For Missouri’s two new representatives, first week in Congress goes off the rails

Freshman Republican Mark Alford’s first day in Congress was supposed to be different.

He was supposed to cast his vote for Rep. Kevin McCarthy to become the 55th speaker of the U.S. House and leader of the House Republicans. He was supposed to be sworn in as the new representative from the 4th District of Missouri and then go out for dinner with the friends and family who came to Washington to celebrate his big day.

It did not go as planned.

“I know we made history today,” Alford, of Lake Winnebago, said on Tuesday night after the House held three failed speaker votes. “That’s okay with me. I think at the end of the day, whenever that day is, we will end up with Kevin McCarthy, Speaker of the House.”

That day wasn’t Tuesday. It wasn’t Wednesday. It may not be Thursday.

Democratic leaders advised their members to be prepared to stay in the Capitol until a speaker is elected as a group of 20 of the more conservative House Republicans locked horns with McCarthy and prevented him from winning six consecutive speaker elections.

Because House rules say the vote for speaker has to occur before members can be sworn in, none of those elected to the 118th Congress have become official House members. That’s created a kind of congressional purgatory for the past two days, especially for the two new members from Missouri, who are still getting their bearings.

Freshman Republican Eric Burlison, of Ozark, said between the fourth and fifth vote on Wednesday that he didn’t anticipate that it would be so hard for Republicans to elect a speaker.

“I just want to see us get to a point where we’re passing conservative legislation and stopping all the bad stuff,” Burlison said.

It isn’t the first time that Burlison has witnessed legislative gridlock. As a state senator in Jefferson City, Burlison was part of the Republican “Conservative Caucus,” which helped grind the congressional redistricting process to a halt for months last legislative session. Burlison said he was known in the caucus as someone who would only take a bold stand if there was an achievable outcome.

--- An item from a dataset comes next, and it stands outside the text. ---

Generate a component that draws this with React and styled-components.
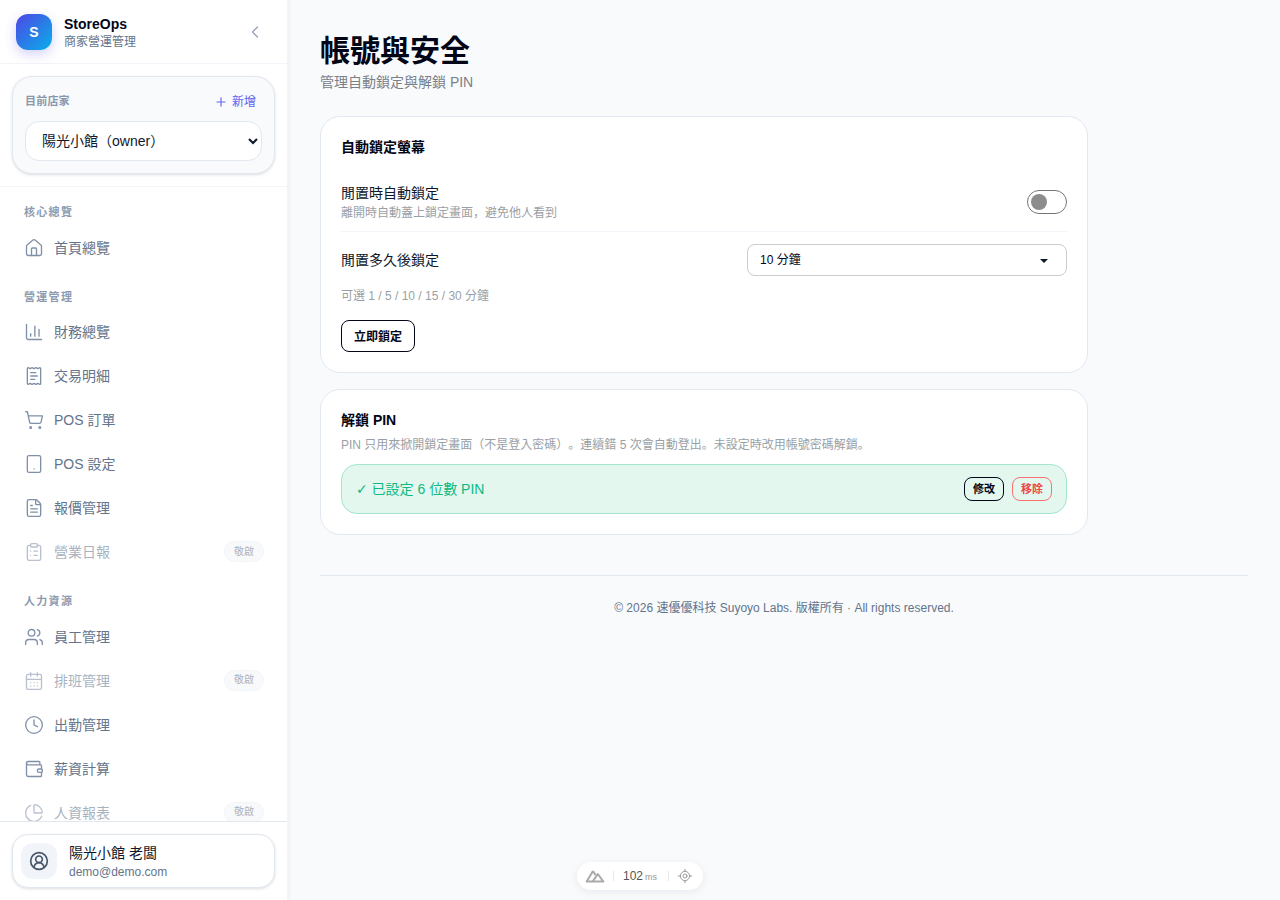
import React from 'react';
import styled, { createGlobalStyle } from 'styled-components';
import {
  ChevronLeft, Plus, House, ChartColumn, ReceiptText, ShoppingCart, Tablet, FileText, ClipboardList,
  Users, CalendarDays, Clock, Wallet, ChartPie, CircleUserRound, LocateFixed,
} from 'lucide-react';

const FONT = '"Liberation Sans", "Noto Sans CJK JP", sans-serif';

const Global = createGlobalStyle`
  * { box-sizing: border-box; text-spacing-trim: space-all; }
  html, body { margin: 0; padding: 0; height: 100%; }
  body { font-family: ${FONT}; background: #f8fafc; color: #0f172a; overflow: hidden; }
`;

const Shell = styled.div`display: flex; height: 900px; position: relative; overflow: hidden;`;
const Sidebar = styled.aside`
  width: 288px; height: 900px; flex: none; display: flex; flex-direction: column; background: #fff;
  border-right: 1px solid #f1f5f9; box-shadow: 1px 0 4px rgba(15, 23, 42, .06);
`;
const Brand = styled.div`height: 64px; flex: none; display: flex; align-items: center; padding: 0 16px; border-bottom: 1px solid #f1f5f9; gap: 12px;`;
const Logo = styled.div`
  width: 36px; height: 36px; border-radius: 12px; background: linear-gradient(135deg, #4f46e5, #0ea5e9 90%);
  color: #fff; font-weight: 700; font-size: 14px; display: flex; align-items: center; justify-content: center;
  box-shadow: 0 4px 12px rgba(79, 70, 229, .25);
`;
const BrandText = styled.div`flex: 1; min-width: 0; display: flex; flex-direction: column;`;
const BrandName = styled.div`font-size: 14px; font-weight: 700; line-height: 20px; color: #020617;`;
const BrandSub = styled.div`font-size: 12px; line-height: 16px; color: #64748b;`;
const Collapse = styled.button`width: 32px; height: 32px; border: 0; background: none; padding: 0; color: #94a3b8; display: flex; align-items: center; justify-content: center;`;

const StoreSection = styled.div`flex: none; padding: 12px; border-bottom: 1px solid #f1f5f9;`;
const StoreCard = styled.div`
  height: 98px; border-radius: 20px; background: #f8fafc; border: 1px solid #e2e8f0; padding: 12px;
  box-shadow: 0 1px 3px rgba(15, 23, 42, .14);
`;
const StoreHead = styled.div`display: flex; justify-content: space-between; align-items: center; height: 24px; margin-bottom: 8px;`;
const StoreLabel = styled.div`font-size: 11px; line-height: 16px; font-weight: 600; color: #8a97ab; letter-spacing: .2px;`;
const AddStore = styled.button`
  border: 0; background: none; padding: 2px 6px 0 0; display: flex; align-items: center; gap: 4px; color: #6366f1;
  font: 12px/16px ${FONT};
`;
const StoreSelect = styled.select`
  display: block; width: 100%; height: 40px; border-radius: 14px; border: 1px solid #e2e8f0; background: #fff;
  padding: 0 12px; font: 14px ${FONT}; color: #0f172a; text-spacing-trim: space-all;
`;

const Nav = styled.nav`flex: 1; min-height: 0; overflow: hidden; padding: 14px 12px 0;`;
const Group = styled.div`margin-bottom: 16px;`;
const GroupLabel = styled.div`font-size: 11px; font-weight: 600; color: #8d9bb0; letter-spacing: 1.3px; line-height: 16.5px; padding: 3px 0 5px 12px;`;
const Item = styled.div`
  display: flex; align-items: center; height: 44px; padding: 0 12px; gap: 10px; font-size: 14px; color: #64748b;
  opacity: ${p => (p.$muted ? 0.55 : 1)};
  svg { color: #8090a8; flex: none; }
`;
const ItemText = styled.span`flex: 1; line-height: 20px;`;
const Badge = styled.span`
  width: 40px; height: 21px; border-radius: 999px; background: #f1f5f9; border: 1px solid #e8edf3; font-size: 10px; line-height: 14px; color: #64748b;
  display: flex; align-items: center; justify-content: center; margin-right: -1px; margin-top: -1px;
`;
const UserSection = styled.div`flex: none; height: 79px; border-top: 1px solid #e2e8f0; padding: 12px;`;
const UserCard = styled.div`
  height: 54px; border-radius: 16px; background: #fff; border: 1px solid #e2e8f0; display: flex; align-items: center;
  padding: 0 8px; gap: 12px; box-shadow: 0 1px 3px rgba(15, 23, 42, .14);
`;
const Avatar = styled.div`width: 36px; height: 36px; border-radius: 12px; background: #f1f5f9; color: #475569; display: flex; align-items: center; justify-content: center;`;
const UserName = styled.div`font-size: 14px; line-height: 20px; color: #0f172a;`;
const UserMail = styled.div`font-size: 12px; line-height: 16px; margin-top: 1px; color: #64748b;`;

const Main = styled.main`flex: 1; min-width: 0; padding: 33px 32px 0;`;
const Title = styled.h1`margin: 0; font-size: 30px; line-height: 36px; font-weight: 700; color: #020617;`;
const Subtitle = styled.p`margin: 3px 0 0; font-size: 14px; line-height: 20px; color: #7b8088;`;
const Card = styled.section`
  width: 768px; background: #fff; border: 1px solid #e2e8f0; border-radius: 20px; padding: 20px; margin-top: ${p => p.$top}px;
`;
const CardTitle = styled.h2`margin: 0; font-size: 14px; line-height: 20px; font-weight: 700; color: #020617;`;
const SettingRow = styled.div`
  display: flex; align-items: center; justify-content: space-between;
  ${p => p.$divider ? 'border-bottom: 1px solid #f1f5f9;' : ''}
  height: ${p => p.$h}px; margin-top: ${p => p.$mt || 0}px;
`;
const SettingName = styled.div`font-size: 14px; line-height: 20px; color: #0f172a;`;
const SettingDesc = styled.div`font-size: 12px; line-height: 16px; margin-top: 2px; color: #9a9fa6;`;
const Toggle = styled.div`
  width: 40px; height: 24px; border-radius: 999px; border: 1px solid #767676; background: #fff; padding: 3px; display: flex; align-items: center;
`;
const Knob = styled.div`width: 16px; height: 16px; border-radius: 50%; background: #8c8c8c;`;
const Dropdown = styled.div`
  width: 320px; height: 32px; border: 1px solid #ccc; border-radius: 8px; padding: 0 18px 0 12px; background: #fff;
  display: flex; align-items: center; justify-content: space-between; font-size: 12px; line-height: 16px; color: #020617;
`;
const Caret = styled.span`width: 0; height: 0; margin-top: 1px; border-left: 4px solid transparent; border-right: 4px solid transparent; border-top: 4px solid #0f172a;`;
const Hint = styled.div`font-size: 12px; line-height: 16px; color: #9a9fa6;`;
const OutlineBtn = styled.button`
  display: flex; align-items: center; justify-content: center; background: #fff; border: 1px solid #020617; border-radius: 8px; color: #020617;
  font: 700 12px/16px ${FONT}; width: 74px; height: 32px; margin-top: 16px; padding: 2px 0 0;
`;
const Desc = styled.p`margin: 6px 0 0; font-size: 12px; line-height: 18px; color: #9a9fa6;`;
const PinStatus = styled.div`
  margin-top: 10px; height: 50px; border-radius: 16px; background: #e3f7ef; border: 1px solid #a3e6cd; padding: 0 14px;
  display: flex; align-items: center; justify-content: space-between;
`;
const PinText = styled.span`font-size: 14px; line-height: 20px; color: #10b981;`;
const Check = styled.span`font-family: "DejaVu Sans", sans-serif;`;
const PinActions = styled.div`display: flex; gap: 8px;`;
const SmallBtn = styled.button`
  width: 40px; height: 24px; padding: 0; border-radius: 8px; background: transparent; border: 1px solid ${p => p.$danger ? '#f87171' : '#020617'};
  color: ${p => p.$danger ? '#ef4444' : '#020617'}; font: 700 11px/14px ${FONT};
`;
const Footer = styled.footer`
  margin-top: 40px; border-top: 1px solid #e2e8f0; padding-top: 24px; text-align: center; font-size: 12px; line-height: 16px; color: #64748b;
  width: 928px;
`;
const DevPill = styled.div`
  position: absolute; left: 577px; top: 862px; width: 126px; height: 28px; border-radius: 14px; background: #fff;
  box-shadow: 0 2px 8px rgba(15, 23, 42, .07); display: flex; align-items: center; padding-left: 8px; color: #555;
`;
const Sep = styled.span`width: 1px; height: 10px; background: #e5e7eb; margin: ${p => p.$m};`;
const Ms = styled.span`width: 35px; font-size: 12px; color: #555; display: flex; align-items: baseline; gap: 2px; small { font-size: 9px; color: #999; }`;

const groups = [
  ['核心總覽', [[House, '首頁總覽']]],
  ['營運管理', [
    [ChartColumn, '財務總覽'], [ReceiptText, '交易明細'], [ShoppingCart, 'POS 訂單'], [Tablet, 'POS 設定'], [FileText, '報價管理'],
    [ClipboardList, '營業日報', true],
  ]],
  ['人力資源', [
    [Users, '員工管理'], [CalendarDays, '排班管理', true], [Clock, '出勤管理'], [Wallet, '薪資計算'], [ChartPie, '人資報表', true],
  ]],
];

function NuxtMark() {
  return (
    <svg width="20" height="14" viewBox="0 0 20 14" fill="none" stroke="#aaa" strokeWidth="2" strokeLinejoin="round">
      <path d="M8 2 1.7 12.6h5.6M8 2l2.6 4.2" />
      <path d="M12.8 5 7.6 12.6h10.8z" />
    </svg>
  );
}

export default function App() {
  return (
    <Shell>
      <Global />
      <Sidebar>
        <Brand>
          <Logo>S</Logo>
          <BrandText>
            <BrandName>StoreOps</BrandName>
            <BrandSub>商家營運管理</BrandSub>
          </BrandText>
          <Collapse><ChevronLeft size={20} strokeWidth={1.5} /></Collapse>
        </Brand>
        <StoreSection>
          <StoreCard>
            <StoreHead>
              <StoreLabel>目前店家</StoreLabel>
              <AddStore><Plus size={14} strokeWidth={2} />新增</AddStore>
            </StoreHead>
            <StoreSelect defaultValue="a"><option value="a">陽光小館（owner）</option></StoreSelect>
          </StoreCard>
        </StoreSection>
        <Nav>
          {groups.map(([label, items]) => (
            <Group key={label}>
              <GroupLabel>{label}</GroupLabel>
              {items.map(([Icon, text, muted]) => (
                <Item key={text} $muted={muted}>
                  <Icon size={20} strokeWidth={1.6} />
                  <ItemText>{text}</ItemText>
                  {muted && <Badge>敬啟</Badge>}
                </Item>
              ))}
            </Group>
          ))}
        </Nav>
        <UserSection>
          <UserCard>
            <Avatar><CircleUserRound size={20} strokeWidth={2} /></Avatar>
            <div>
              <UserName>陽光小館 老闆</UserName>
              <UserMail>demo@demo.com</UserMail>
            </div>
          </UserCard>
        </UserSection>
      </Sidebar>
      <Main>
        <Title>帳號與安全</Title>
        <Subtitle>管理自動鎖定與解鎖 PIN</Subtitle>
        <Card $top={24}>
          <CardTitle>自動鎖定螢幕</CardTitle>
          <SettingRow $divider $h={59} $mt={16}>
            <div>
              <SettingName>閒置時自動鎖定</SettingName>
              <SettingDesc>離開時自動蓋上鎖定畫面，避免他人看到</SettingDesc>
            </div>
            <Toggle><Knob /></Toggle>
          </SettingRow>
          <SettingRow $h={56}>
            <SettingName>閒置多久後鎖定</SettingName>
            <Dropdown>10 分鐘<Caret /></Dropdown>
          </SettingRow>
          <Hint>可選 1 / 5 / 10 / 15 / 30 分鐘</Hint>
          <OutlineBtn>立即鎖定</OutlineBtn>
        </Card>
        <Card $top={16}>
          <CardTitle>解鎖 PIN</CardTitle>
          <Desc>PIN 只用來掀開鎖定畫面（不是登入密碼）。連續錯 5 次會自動登出。未設定時改用帳號密碼解鎖。</Desc>
          <PinStatus>
            <PinText><Check>✓</Check> 已設定 6 位數 PIN</PinText>
            <PinActions>
              <SmallBtn>修改</SmallBtn>
              <SmallBtn $danger>移除</SmallBtn>
            </PinActions>
          </PinStatus>
        </Card>
        <Footer>© 2026 速優優科技 Suyoyo Labs. 版權所有 · All rights reserved.</Footer>
      </Main>
      <DevPill>
        <NuxtMark />
        <Sep $m="0 9px 0 8px" />
        <Ms>102<small>ms</small></Ms>
        <Sep $m="0 8px 0 10px" />
        <LocateFixed size={16} strokeWidth={1.5} color="#999" />
      </DevPill>
    </Shell>
  );
}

“They may have an achievable outcome,” Burlison said. “I just haven’t been made aware of it.”

In the meantime, frustration among members occasionally boiled over into outright hostility. In the sixth vote, when Rep. Scott Perry, a Republican from Pennsylvania, was nominating Rep. Byron Donalds, a Florida Republican, for speaker, one Democrat yelled out that he was a “traitor.” Perry was part of the movement to overturn the results of the 2020 Presidential Election.

Rep. Emanuel Cleaver, a Kansas City Democrat who is about to enter his tenth term in Congress, said he was concerned that the dysfunction could be exploited by foreign countries and that it tells the American people that the U.S. House isn’t a necessary institution.

“Many of the members are standing up saying the house is broken,” Cleaver said. “And I don’t know if this is intentional self-blindness, but they are declaring something that they are creating the claims.”

While many Republicans had predicted that they would win control of the House in a landslide in November’s elections, they were only able to secure a narrow, four vote majority. This week’s vote is the first time members of the conservative wing of their party have flexed their new-found power in the Chamber.

A number of Republicans standing steady behind McCarthy expressed frustration at the 20 members who were blocking him from becoming Speaker. Rep. Don Bacon, a Republican from Nebraska, said he felt the demands of the members opposing McCarthy weren’t reasonable and that he already felt McCarthy had gone too far to try and appease them.

“This is a group that does better in the minority,” Bacon said. “They like to vote no and say no.”

Cleaver pointed out that Democrats had a small majority in 2020, but were able to pass several pieces of legislation to address issues like climate change, the country’s infrastructure needs and protections for same-sex marriage. He said the dysfunctional vote indicates it will be much more difficult for Republicans.

“It says that the Republicans are going to have much, much greater difficulty accomplishing anything,” Cleaver said.

Republicans weren’t ready to concede that it will make legislating more difficult. Instead, they painted it as democracy in action and an open debate on the House floor. On Tuesday night, Alford called the discussion “healthy.”

“I think you’ll see it’s going to lead to an even stronger party and a stronger House of Representatives at the end of the day when Kevin McCarthy is speaker,” Alford said.

The two new members from Missouri were following the lead of their more senior Republicans from the state — all of them voted for McCarthy in every vote. Rep. Jason Smith, a Republican from Salem, is a McCarthy ally and currently competing to become ranking member of the powerful Ways and Means Committee. Throughout Wednesday, he could be seen engaged in discussions with members of leadership and those leading the anti-McCarthy faction on the House floor.

Still, by the middle of the day, Burlison appeared slightly worn out by the repeated votes. He said it was an ongoing thought process about whether he switches his vote.

“There comes a point though, where you wonder if it’s clear that there’s no viable path,” Burlison said. “At some point you got to figure out where there is a path.”